Written task:
Below is some material; set it all down exactly, apart from the pictures.
>>
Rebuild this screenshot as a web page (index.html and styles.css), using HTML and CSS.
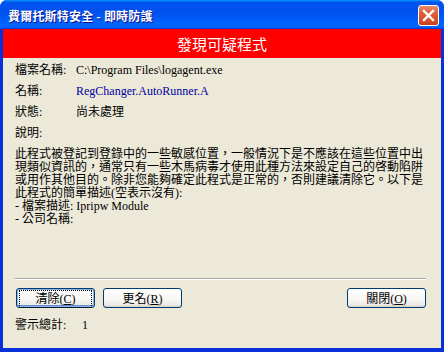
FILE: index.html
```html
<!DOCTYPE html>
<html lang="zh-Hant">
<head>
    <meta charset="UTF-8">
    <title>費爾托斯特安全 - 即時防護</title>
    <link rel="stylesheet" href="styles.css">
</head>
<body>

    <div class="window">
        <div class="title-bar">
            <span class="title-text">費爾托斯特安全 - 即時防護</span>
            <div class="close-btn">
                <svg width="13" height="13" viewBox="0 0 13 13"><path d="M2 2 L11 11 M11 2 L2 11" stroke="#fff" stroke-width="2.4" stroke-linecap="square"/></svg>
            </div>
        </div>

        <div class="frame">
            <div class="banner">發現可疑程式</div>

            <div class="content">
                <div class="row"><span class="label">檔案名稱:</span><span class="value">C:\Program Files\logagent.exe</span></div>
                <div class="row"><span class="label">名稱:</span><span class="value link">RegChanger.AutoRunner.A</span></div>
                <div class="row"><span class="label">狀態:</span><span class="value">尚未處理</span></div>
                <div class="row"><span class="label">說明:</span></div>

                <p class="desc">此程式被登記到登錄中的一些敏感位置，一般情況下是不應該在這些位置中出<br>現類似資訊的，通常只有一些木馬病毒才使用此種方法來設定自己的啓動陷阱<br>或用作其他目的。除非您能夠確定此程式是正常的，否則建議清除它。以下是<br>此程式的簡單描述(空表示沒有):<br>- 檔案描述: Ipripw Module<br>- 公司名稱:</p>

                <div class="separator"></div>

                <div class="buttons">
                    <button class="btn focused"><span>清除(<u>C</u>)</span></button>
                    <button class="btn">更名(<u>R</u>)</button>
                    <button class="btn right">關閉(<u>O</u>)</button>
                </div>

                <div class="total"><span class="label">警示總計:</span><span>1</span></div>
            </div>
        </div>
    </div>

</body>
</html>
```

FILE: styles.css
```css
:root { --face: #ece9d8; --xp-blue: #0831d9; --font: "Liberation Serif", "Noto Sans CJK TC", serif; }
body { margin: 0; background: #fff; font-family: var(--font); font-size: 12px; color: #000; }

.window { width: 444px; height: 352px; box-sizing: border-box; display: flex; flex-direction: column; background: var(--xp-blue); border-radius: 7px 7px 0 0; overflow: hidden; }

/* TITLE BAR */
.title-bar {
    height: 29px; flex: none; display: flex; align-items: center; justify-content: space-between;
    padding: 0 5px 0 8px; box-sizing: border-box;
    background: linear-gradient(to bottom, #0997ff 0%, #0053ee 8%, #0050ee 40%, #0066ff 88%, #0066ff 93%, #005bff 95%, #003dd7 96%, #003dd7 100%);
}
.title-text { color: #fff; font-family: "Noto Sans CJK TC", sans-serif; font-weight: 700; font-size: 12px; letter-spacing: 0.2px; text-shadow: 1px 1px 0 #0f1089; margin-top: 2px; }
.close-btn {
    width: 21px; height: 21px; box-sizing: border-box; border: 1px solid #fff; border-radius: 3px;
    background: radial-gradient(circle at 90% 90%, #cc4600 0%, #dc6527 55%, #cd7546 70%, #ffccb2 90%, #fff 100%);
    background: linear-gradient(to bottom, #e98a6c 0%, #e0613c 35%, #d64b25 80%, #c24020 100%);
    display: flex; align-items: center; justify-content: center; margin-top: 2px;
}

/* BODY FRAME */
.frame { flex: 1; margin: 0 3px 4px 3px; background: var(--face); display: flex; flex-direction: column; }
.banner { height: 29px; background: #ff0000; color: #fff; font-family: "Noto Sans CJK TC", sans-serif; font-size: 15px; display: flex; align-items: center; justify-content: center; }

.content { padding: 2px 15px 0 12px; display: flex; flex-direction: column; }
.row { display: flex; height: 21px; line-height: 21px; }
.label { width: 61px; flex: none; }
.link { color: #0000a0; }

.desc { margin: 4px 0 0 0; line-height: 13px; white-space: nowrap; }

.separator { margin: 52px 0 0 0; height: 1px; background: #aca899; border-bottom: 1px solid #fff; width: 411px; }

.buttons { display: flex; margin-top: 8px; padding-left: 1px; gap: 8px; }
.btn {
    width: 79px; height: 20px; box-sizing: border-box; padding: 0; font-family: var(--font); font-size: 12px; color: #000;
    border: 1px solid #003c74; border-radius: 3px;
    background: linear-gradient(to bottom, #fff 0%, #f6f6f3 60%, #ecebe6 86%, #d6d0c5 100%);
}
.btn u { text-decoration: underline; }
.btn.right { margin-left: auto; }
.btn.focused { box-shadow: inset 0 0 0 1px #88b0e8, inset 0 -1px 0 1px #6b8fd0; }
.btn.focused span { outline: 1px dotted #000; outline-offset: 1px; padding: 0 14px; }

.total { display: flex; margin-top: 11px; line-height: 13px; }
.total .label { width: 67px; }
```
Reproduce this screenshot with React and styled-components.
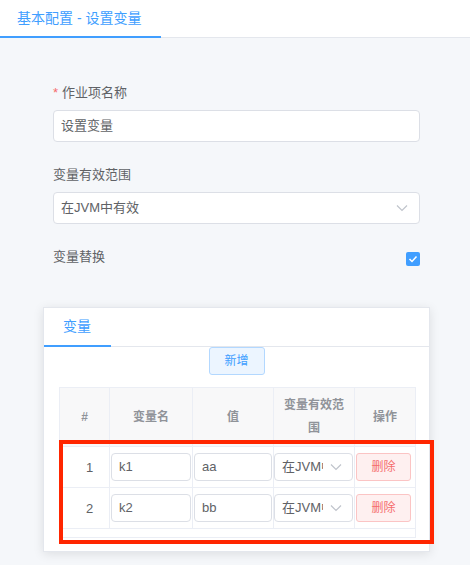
<<
Finished answer:
Rebuild this screenshot as a web page (index.html and styles.css), using HTML and CSS.
FILE: index.html
```html
<!DOCTYPE html>
<html lang="zh-Hant">
<head>
    <meta charset="UTF-8">
    <title>費爾托斯特安全 - 即時防護</title>
    <link rel="stylesheet" href="styles.css">
</head>
<body>

    <div class="window">
        <div class="title-bar">
            <span class="title-text">費爾托斯特安全 - 即時防護</span>
            <div class="close-btn">
                <svg width="13" height="13" viewBox="0 0 13 13"><path d="M2 2 L11 11 M11 2 L2 11" stroke="#fff" stroke-width="2.4" stroke-linecap="square"/></svg>
            </div>
        </div>

        <div class="frame">
            <div class="banner">發現可疑程式</div>

            <div class="content">
                <div class="row"><span class="label">檔案名稱:</span><span class="value">C:\Program Files\logagent.exe</span></div>
                <div class="row"><span class="label">名稱:</span><span class="value link">RegChanger.AutoRunner.A</span></div>
                <div class="row"><span class="label">狀態:</span><span class="value">尚未處理</span></div>
                <div class="row"><span class="label">說明:</span></div>

                <p class="desc">此程式被登記到登錄中的一些敏感位置，一般情況下是不應該在這些位置中出<br>現類似資訊的，通常只有一些木馬病毒才使用此種方法來設定自己的啓動陷阱<br>或用作其他目的。除非您能夠確定此程式是正常的，否則建議清除它。以下是<br>此程式的簡單描述(空表示沒有):<br>- 檔案描述: Ipripw Module<br>- 公司名稱:</p>

                <div class="separator"></div>

                <div class="buttons">
                    <button class="btn focused"><span>清除(<u>C</u>)</span></button>
                    <button class="btn">更名(<u>R</u>)</button>
                    <button class="btn right">關閉(<u>O</u>)</button>
                </div>

                <div class="total"><span class="label">警示總計:</span><span>1</span></div>
            </div>
        </div>
    </div>

</body>
</html>
```

FILE: styles.css
```css
:root { --face: #ece9d8; --xp-blue: #0831d9; --font: "Liberation Serif", "Noto Sans CJK TC", serif; }
body { margin: 0; background: #fff; font-family: var(--font); font-size: 12px; color: #000; }

.window { width: 444px; height: 352px; box-sizing: border-box; display: flex; flex-direction: column; background: var(--xp-blue); border-radius: 7px 7px 0 0; overflow: hidden; }

/* TITLE BAR */
.title-bar {
    height: 29px; flex: none; display: flex; align-items: center; justify-content: space-between;
    padding: 0 5px 0 8px; box-sizing: border-box;
    background: linear-gradient(to bottom, #0997ff 0%, #0053ee 8%, #0050ee 40%, #0066ff 88%, #0066ff 93%, #005bff 95%, #003dd7 96%, #003dd7 100%);
}
.title-text { color: #fff; font-family: "Noto Sans CJK TC", sans-serif; font-weight: 700; font-size: 12px; letter-spacing: 0.2px; text-shadow: 1px 1px 0 #0f1089; margin-top: 2px; }
.close-btn {
    width: 21px; height: 21px; box-sizing: border-box; border: 1px solid #fff; border-radius: 3px;
    background: radial-gradient(circle at 90% 90%, #cc4600 0%, #dc6527 55%, #cd7546 70%, #ffccb2 90%, #fff 100%);
    background: linear-gradient(to bottom, #e98a6c 0%, #e0613c 35%, #d64b25 80%, #c24020 100%);
    display: flex; align-items: center; justify-content: center; margin-top: 2px;
}

/* BODY FRAME */
.frame { flex: 1; margin: 0 3px 4px 3px; background: var(--face); display: flex; flex-direction: column; }
.banner { height: 29px; background: #ff0000; color: #fff; font-family: "Noto Sans CJK TC", sans-serif; font-size: 15px; display: flex; align-items: center; justify-content: center; }

.content { padding: 2px 15px 0 12px; display: flex; flex-direction: column; }
.row { display: flex; height: 21px; line-height: 21px; }
.label { width: 61px; flex: none; }
.link { color: #0000a0; }

.desc { margin: 4px 0 0 0; line-height: 13px; white-space: nowrap; }

.separator { margin: 52px 0 0 0; height: 1px; background: #aca899; border-bottom: 1px solid #fff; width: 411px; }

.buttons { display: flex; margin-top: 8px; padding-left: 1px; gap: 8px; }
.btn {
    width: 79px; height: 20px; box-sizing: border-box; padding: 0; font-family: var(--font); font-size: 12px; color: #000;
    border: 1px solid #003c74; border-radius: 3px;
    background: linear-gradient(to bottom, #fff 0%, #f6f6f3 60%, #ecebe6 86%, #d6d0c5 100%);
}
.btn u { text-decoration: underline; }
.btn.right { margin-left: auto; }
.btn.focused { box-shadow: inset 0 0 0 1px #88b0e8, inset 0 -1px 0 1px #6b8fd0; }
.btn.focused span { outline: 1px dotted #000; outline-offset: 1px; padding: 0 14px; }

.total { display: flex; margin-top: 11px; line-height: 13px; }
.total .label { width: 67px; }
```
Reproduce this screenshot with React and styled-components.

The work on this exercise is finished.